After the sweep phase we have only white objects left. We left the val_type bit untouched, but cleared all grey bits. This means that when we write to a traversable object, we have to check its mark bit. If the mark bit is black, we have to follow the procedure described in Writer Barrier I. This is a bit unfortunate, since directly after the sweep phase, not a single object is black, and the check for the mark bit is relatively expensive (compared to newly allocated objects, where the gray bit is set directly).
As one optimization, we could think about introducing a post-sweep, pre-mark-II phase. In this phase we know that no single black object exists, so whenever we encounter a white traversable object, we can safely set the gray bit, and we're as good as in the newly allocated phase. When we mark objects, we turn them black but we do not clear the gray flag, and we do not remove them from the graystack (this requires a a different way of accessing the graystack, which is not hard to do, however, because it's just a bitfield, so we can process 64 candidates at a time). At some point, the GC has accumulated a certain amount of objects on the graystack, and we switch over to the regular marking-phase, which involves removing objects from the graystack and marking them black by clearing the gray flag. From now on the write barrier triggers as usual.
Another optimization might be the generational mode described in the Lua GC documentation: The introduction of a minor sweep & mark mode.
In this mode, the sweep phase is modified to prepare for a following minor collection - instead of marking objects white after sweeping, the GC leaves them black.
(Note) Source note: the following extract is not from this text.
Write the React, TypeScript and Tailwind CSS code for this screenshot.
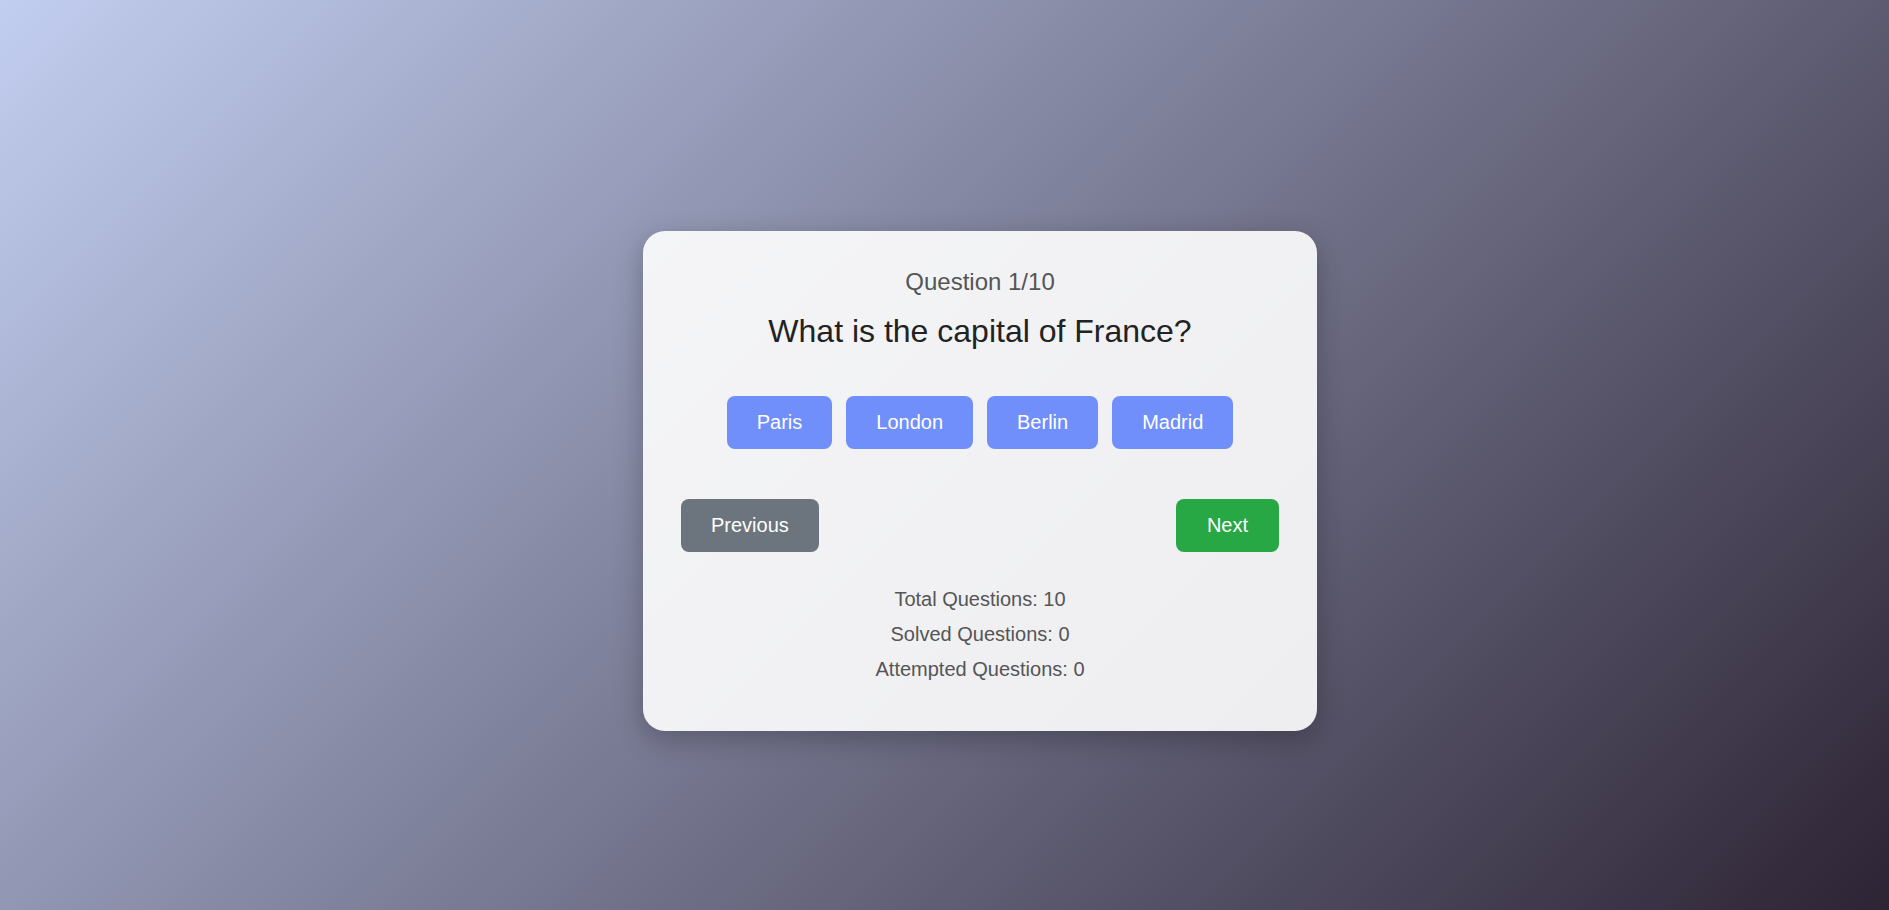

It keeps track of newly allocated objects by allocating them from different regions in our allocator (we could e.g. do this by adding a second base-index per pool, that is only used during a minor collection), in which then only newly allocated objects live. The write barrier triggers as normal, so black survivors are marked dark-gray and pushed on the graystack. These are the "minor roots" - the GC traverses these (and only these) to establish which of the newly allocated objects are reachable. When there are no more dark-gray objects to process, the GC sweeps only the regions with new objects, and hence only frees unreachable newly allocated objects, the young generation, without having to move objects around.
After a number of minor collections, we start a major one by simply using the major marking mode - traversing all objects from the roots, with a subsequent major sweep.
We want to make sure that we never access a freed object. We can accomplish this by checking the free-flag in our free stack on any read or write object access. While this is expensive because it constantly pollutes the cache, we obtain exact information about which kinds of objects aren't handled correctly.
For testing the thoroughness of the marking implementation, we can introduce a second, full mark-phase directly before the sweep phase, before the mutator has allocated any new object after draining the graystack. If we fail to mark objects using the actual algorithm we should hopefully be able to detect that during this phase. For the detection of certain problems, e.g. the false attribution of type parameter info, this test should check any possible references, even if they aren't marked as such.
We have several memory pools for objects, where the object sizes are powers of 2. Each such pool has a bitmap for the mark bits, and a bitmap for the allocator(free stack). On 64 bit systems, these pools reserve a large range of virtual memory, the actually used memory can be extended on demand. This way we obtain one large linear array per object size, which makes the mapping from an index in that array to the respective bits in the bitmaps trivial.
As an example let's take object sizes of 16,32,128 and 256 bytes, and let's assume a maximum of 2^20 (ca. one million) objects per size. We need one bit per object for each the free stack and the mark bits.
- 16: [192KB freestack bitmap+int array][192KB greystack bitmap+int array][128KB mark bitmap][16MB data]
- 32: [192KB freestack bitmap+int array][192KB greystack bitmap+int array][128KB mark bitmap][32MB data]
- 128: [192KB freestack bitmap+int array][192KB greystack bitmap+int array][128KB mark bitmap][128MB data]
- 256: [192KB freestack bitmap+int array][192KB greystack bitmap+int array][128KB mark bitmap][256MB data]
The required space for freestack,greystack and mark bits remains constant for a given maximum number of objects, only the size of data area varies.
TODO: Detailed documentation, 32bit version
required changes in genc:
-
add the tpinfo bitfield to
- all generic function and constructor calls
- all closure calls
-
identify instantiations of
- generic classes
- generic enums
- closures
- anons where type parameters are stored
For every such instance, store the tpinfo into the object header, as described in objects & type parameters.
-
write barrier & friends
in release mode: Add wrapper code for conditionally handling the writing of references to objects, and for writing of TP-typed values to objects (the code checks the object kind, if it's a value type, do nothing) for a sequence of writes to the same object within the same frame (can be extended by doing more static analysis later) it'd be great to only wrap the first write to the object. If were in the post-sweep-premark II phase, don't invoke the barrier
We have to exclude accesses to Struct
<T>members, and we need some metadata to mark the code in certain types as runtime-level, preallocated, so the GC has no business in dealing with them.in debug mode: Additionally, add code that checks whether an object is alive on every access. This means creating wrapper code for both reads and writes, and it means checking every level of deep field accesses.
-
allocations: We store a context with a pointer to the threads allocator in a thread-local var. For every instance, we figure out the object size at compile time (except for array storage, of course), so we can directly call the allocation function for a specific pool. If we're allocating a generic type, we check the type parameters. If all type parameters are value types, we're passing is_valtype=true to the allocation function, which sets the respective bit, so the GC knows it doesn't have to traverse that object, and can mark it black immediately, when it encounters it. Otherwise that flag is clear.